-- START OF Data supplied --
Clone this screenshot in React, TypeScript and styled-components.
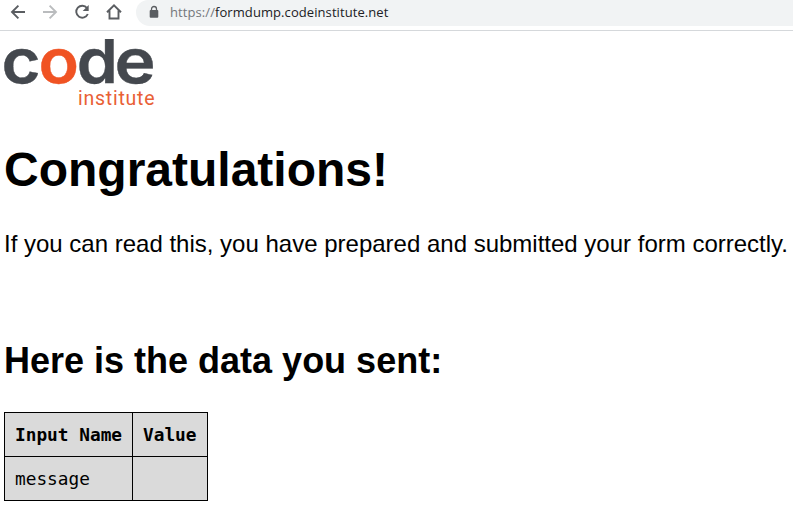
-- END OF Data supplied --
-- START OF Data supplied --
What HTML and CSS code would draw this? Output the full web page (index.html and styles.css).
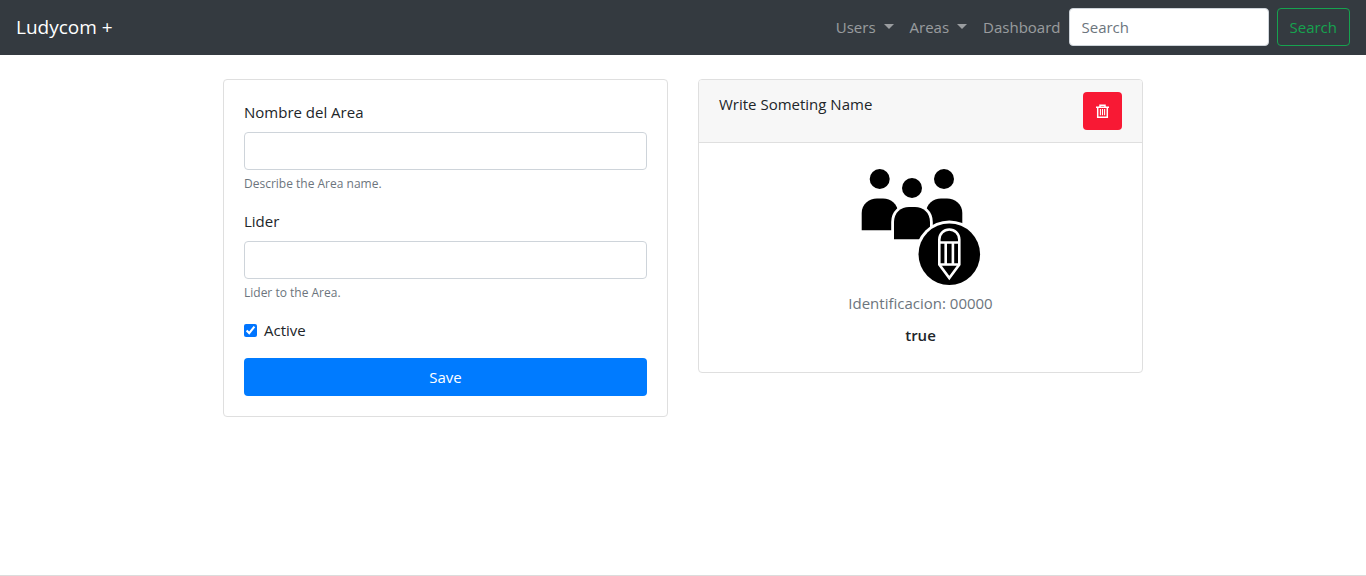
-- END OF Data supplied --
-- START OF Data supplied --
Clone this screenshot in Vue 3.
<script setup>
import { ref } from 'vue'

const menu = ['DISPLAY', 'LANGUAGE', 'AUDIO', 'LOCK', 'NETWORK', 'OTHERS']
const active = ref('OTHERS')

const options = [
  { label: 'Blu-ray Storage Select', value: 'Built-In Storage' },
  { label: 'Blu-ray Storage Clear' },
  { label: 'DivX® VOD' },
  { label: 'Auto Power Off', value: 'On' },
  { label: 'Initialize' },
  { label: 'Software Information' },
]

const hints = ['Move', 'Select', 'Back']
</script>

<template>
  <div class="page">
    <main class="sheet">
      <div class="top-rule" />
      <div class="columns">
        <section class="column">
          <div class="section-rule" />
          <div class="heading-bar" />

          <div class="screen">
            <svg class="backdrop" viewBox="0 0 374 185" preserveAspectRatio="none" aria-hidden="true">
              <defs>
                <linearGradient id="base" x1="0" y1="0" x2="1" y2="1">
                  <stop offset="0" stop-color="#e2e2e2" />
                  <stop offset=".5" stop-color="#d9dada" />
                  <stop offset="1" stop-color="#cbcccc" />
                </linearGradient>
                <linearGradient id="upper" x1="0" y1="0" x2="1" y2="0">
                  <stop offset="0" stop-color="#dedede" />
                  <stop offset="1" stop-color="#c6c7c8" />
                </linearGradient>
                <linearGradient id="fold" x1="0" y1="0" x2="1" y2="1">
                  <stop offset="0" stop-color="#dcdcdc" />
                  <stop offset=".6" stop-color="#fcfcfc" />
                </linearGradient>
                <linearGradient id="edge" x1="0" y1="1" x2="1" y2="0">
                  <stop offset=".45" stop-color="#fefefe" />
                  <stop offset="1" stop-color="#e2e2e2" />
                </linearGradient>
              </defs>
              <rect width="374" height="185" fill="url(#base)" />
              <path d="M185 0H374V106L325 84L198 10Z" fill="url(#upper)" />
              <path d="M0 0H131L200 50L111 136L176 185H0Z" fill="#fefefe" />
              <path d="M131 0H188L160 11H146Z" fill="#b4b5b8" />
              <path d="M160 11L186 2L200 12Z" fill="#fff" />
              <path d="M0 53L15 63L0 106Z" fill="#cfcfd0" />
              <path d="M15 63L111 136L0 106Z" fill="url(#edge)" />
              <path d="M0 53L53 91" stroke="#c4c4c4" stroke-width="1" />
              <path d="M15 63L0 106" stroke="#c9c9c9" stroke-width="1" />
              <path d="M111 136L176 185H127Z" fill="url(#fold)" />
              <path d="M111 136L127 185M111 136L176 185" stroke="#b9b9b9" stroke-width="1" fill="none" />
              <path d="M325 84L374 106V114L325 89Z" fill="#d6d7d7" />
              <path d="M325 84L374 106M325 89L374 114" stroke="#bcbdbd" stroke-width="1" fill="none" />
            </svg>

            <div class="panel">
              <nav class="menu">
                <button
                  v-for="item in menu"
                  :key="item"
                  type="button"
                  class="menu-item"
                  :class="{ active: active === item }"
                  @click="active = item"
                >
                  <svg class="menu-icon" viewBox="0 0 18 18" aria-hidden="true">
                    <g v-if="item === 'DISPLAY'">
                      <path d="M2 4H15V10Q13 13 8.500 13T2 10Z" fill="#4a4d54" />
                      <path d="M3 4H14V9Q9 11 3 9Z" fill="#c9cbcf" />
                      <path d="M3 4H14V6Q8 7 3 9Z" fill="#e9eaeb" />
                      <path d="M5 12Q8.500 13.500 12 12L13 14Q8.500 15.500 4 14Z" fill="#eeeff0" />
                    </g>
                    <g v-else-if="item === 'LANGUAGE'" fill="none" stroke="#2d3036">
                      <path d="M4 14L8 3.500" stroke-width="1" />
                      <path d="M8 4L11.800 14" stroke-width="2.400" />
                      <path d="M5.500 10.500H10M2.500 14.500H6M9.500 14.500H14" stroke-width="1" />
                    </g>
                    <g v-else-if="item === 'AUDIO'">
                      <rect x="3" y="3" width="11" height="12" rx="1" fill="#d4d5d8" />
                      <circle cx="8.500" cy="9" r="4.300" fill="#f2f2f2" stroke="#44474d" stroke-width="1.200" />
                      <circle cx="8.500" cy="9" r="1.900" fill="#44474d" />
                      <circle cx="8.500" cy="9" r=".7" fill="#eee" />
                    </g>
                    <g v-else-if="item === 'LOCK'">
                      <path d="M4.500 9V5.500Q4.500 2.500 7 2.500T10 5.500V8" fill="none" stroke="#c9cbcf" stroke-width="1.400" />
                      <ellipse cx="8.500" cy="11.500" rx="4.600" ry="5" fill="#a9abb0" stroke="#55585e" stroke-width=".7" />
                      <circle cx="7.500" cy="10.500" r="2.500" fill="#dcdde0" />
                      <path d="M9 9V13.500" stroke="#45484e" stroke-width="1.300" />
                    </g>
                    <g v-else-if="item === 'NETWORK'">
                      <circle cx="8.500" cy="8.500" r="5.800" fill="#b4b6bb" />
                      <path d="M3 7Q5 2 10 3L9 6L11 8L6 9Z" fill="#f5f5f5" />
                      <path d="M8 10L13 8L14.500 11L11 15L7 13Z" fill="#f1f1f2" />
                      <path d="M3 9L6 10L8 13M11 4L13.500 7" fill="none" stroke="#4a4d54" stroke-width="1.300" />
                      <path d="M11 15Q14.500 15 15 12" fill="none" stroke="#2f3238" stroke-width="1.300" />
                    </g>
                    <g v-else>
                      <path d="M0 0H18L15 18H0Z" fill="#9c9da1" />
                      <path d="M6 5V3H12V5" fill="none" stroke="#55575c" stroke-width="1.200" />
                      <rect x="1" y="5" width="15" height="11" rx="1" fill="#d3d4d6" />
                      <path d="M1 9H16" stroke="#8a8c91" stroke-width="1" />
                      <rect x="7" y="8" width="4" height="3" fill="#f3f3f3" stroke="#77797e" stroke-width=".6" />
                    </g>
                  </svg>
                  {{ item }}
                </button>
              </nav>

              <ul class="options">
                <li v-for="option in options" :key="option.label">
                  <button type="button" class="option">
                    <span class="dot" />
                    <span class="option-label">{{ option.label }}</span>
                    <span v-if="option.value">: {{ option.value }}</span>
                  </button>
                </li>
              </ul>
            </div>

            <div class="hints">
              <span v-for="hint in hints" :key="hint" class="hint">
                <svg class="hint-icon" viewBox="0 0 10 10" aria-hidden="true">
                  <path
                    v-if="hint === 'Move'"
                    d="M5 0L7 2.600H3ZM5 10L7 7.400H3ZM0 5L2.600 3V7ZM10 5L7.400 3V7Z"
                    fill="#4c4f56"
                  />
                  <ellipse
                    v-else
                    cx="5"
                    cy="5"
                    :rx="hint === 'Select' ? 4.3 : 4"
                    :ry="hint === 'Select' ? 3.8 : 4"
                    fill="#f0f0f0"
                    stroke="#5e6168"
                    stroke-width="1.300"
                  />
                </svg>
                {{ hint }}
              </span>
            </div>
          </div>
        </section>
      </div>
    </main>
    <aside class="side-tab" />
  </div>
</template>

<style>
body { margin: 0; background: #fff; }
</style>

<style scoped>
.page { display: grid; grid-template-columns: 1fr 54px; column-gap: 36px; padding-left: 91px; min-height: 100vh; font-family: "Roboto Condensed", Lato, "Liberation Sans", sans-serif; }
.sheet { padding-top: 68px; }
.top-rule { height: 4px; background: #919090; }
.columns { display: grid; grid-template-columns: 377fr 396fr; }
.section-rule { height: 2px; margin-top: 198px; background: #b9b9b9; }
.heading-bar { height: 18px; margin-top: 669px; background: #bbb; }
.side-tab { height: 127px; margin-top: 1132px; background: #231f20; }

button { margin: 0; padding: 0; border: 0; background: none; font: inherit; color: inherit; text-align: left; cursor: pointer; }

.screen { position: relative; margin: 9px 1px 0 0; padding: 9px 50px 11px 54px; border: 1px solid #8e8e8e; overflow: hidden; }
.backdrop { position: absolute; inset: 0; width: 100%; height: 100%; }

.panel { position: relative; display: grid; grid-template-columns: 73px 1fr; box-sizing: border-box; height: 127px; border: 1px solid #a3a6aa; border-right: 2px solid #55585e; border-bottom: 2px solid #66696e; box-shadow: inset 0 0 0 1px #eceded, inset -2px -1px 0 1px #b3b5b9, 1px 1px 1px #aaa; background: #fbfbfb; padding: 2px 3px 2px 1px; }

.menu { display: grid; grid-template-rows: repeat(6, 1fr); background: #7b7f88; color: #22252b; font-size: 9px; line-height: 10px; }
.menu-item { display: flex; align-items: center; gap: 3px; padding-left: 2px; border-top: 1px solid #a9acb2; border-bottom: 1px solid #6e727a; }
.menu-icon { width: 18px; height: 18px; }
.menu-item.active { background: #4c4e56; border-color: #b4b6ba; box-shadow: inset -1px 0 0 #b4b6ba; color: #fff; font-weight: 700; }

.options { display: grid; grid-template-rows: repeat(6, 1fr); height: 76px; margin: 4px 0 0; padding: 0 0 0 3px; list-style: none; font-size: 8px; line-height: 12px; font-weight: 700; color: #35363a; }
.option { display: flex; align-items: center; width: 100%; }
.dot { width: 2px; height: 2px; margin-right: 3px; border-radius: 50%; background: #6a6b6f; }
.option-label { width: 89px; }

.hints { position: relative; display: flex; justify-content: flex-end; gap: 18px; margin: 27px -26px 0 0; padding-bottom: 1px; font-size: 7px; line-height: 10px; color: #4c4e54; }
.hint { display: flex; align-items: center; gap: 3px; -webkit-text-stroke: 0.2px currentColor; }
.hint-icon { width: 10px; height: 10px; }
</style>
-- END OF Data supplied --
▸ **Exercise**
Look above for the line that contains "Clone this screenshot in Vue 3.". Starting there, transcribe every line exactly until you have copied the line that contains "const active = ref('OTHERS')".

▸ **Output of the exercise**
Clone this screenshot in Vue 3.
<script setup>
import { ref } from 'vue'

const menu = ['DISPLAY', 'LANGUAGE', 'AUDIO', 'LOCK', 'NETWORK', 'OTHERS']
const active = ref('OTHERS')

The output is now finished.